Nevertheless, the statutory language must be strained, in my opinion, to reach the view proposed by the defendants. The plain and ordinary meaning of the word "primarily" is "first" or "foremost." The fact that the statute is remedial by nature does not justify erasing a line Congress has clearly drawn. The record here is clear that the operation of these vehicles on public highways is decidedly an incidental activity. The greater percentage of these vehicles' operation is on off-highway construction sites rather than on public roads. I find no reasonable justification to stretch the term "primarily for use" on the highways to mean "sporadic" or "incidental" use on the highways.
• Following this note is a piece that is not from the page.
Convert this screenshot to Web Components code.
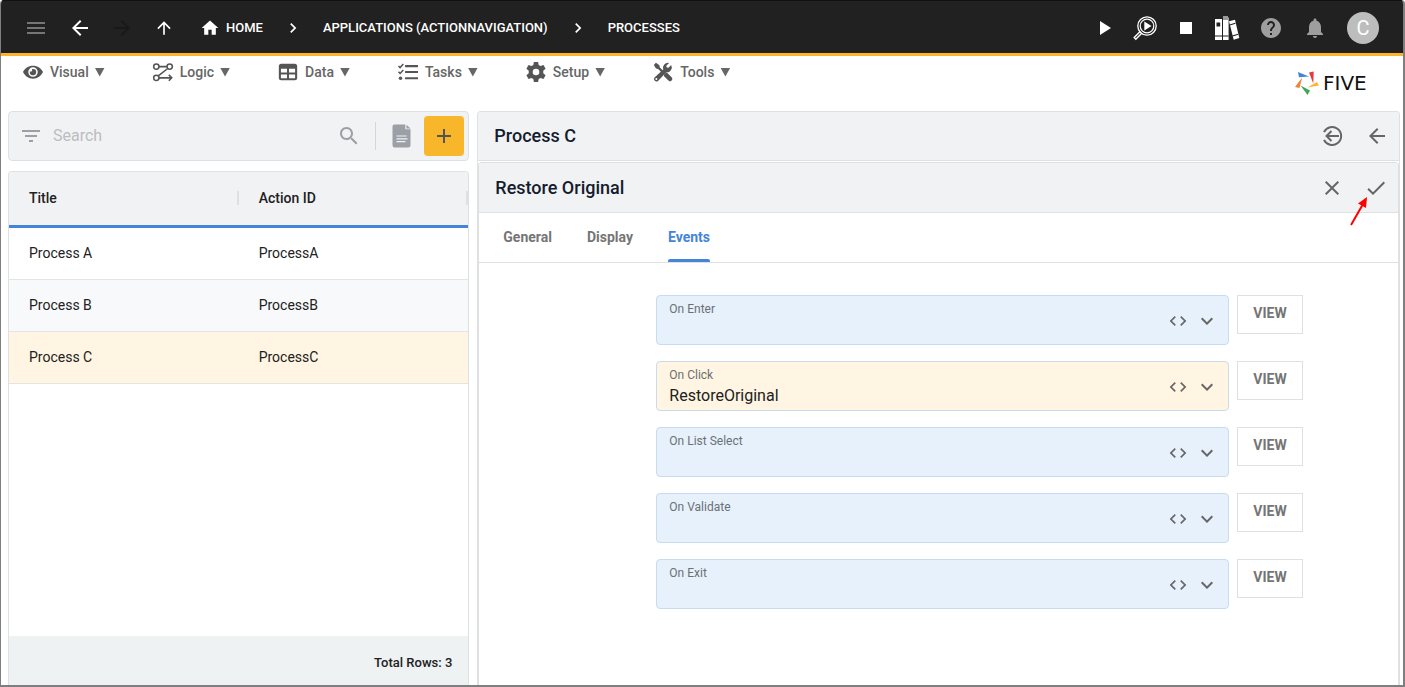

In my judgment, the record demonstrates that use on public highways is not the primary purpose for which the plaintiffs' mobile construction equipment was designed. Accordingly, the plaintiffs' mobile construction equipment does not constitute "motor vehicles" within the meaning of 15 U.S.C. § 1391(3), and the defendants' regulatory efforts with respect to such equipment are not authorized under the Act. Therefore, summary judgment will be granted to the plaintiffs.

Therefore, IT IS ORDERED that the plaintiffs' motion for summary judgment be and hereby is granted. It is hereby declared that mobile construction equipment which is designed to perform work on a construction site and which normally uses the public streets, roads or ways only for travel between job sites, is not a vehicle which has been manufactured primarily for use on public streets, roads and highways, and that therefore Congress has not delegated rulemaking authority to the defendants in respect to such equipment.

IT IS ALSO ORDERED that the defendants' motion for summary judgment be and hereby is denied.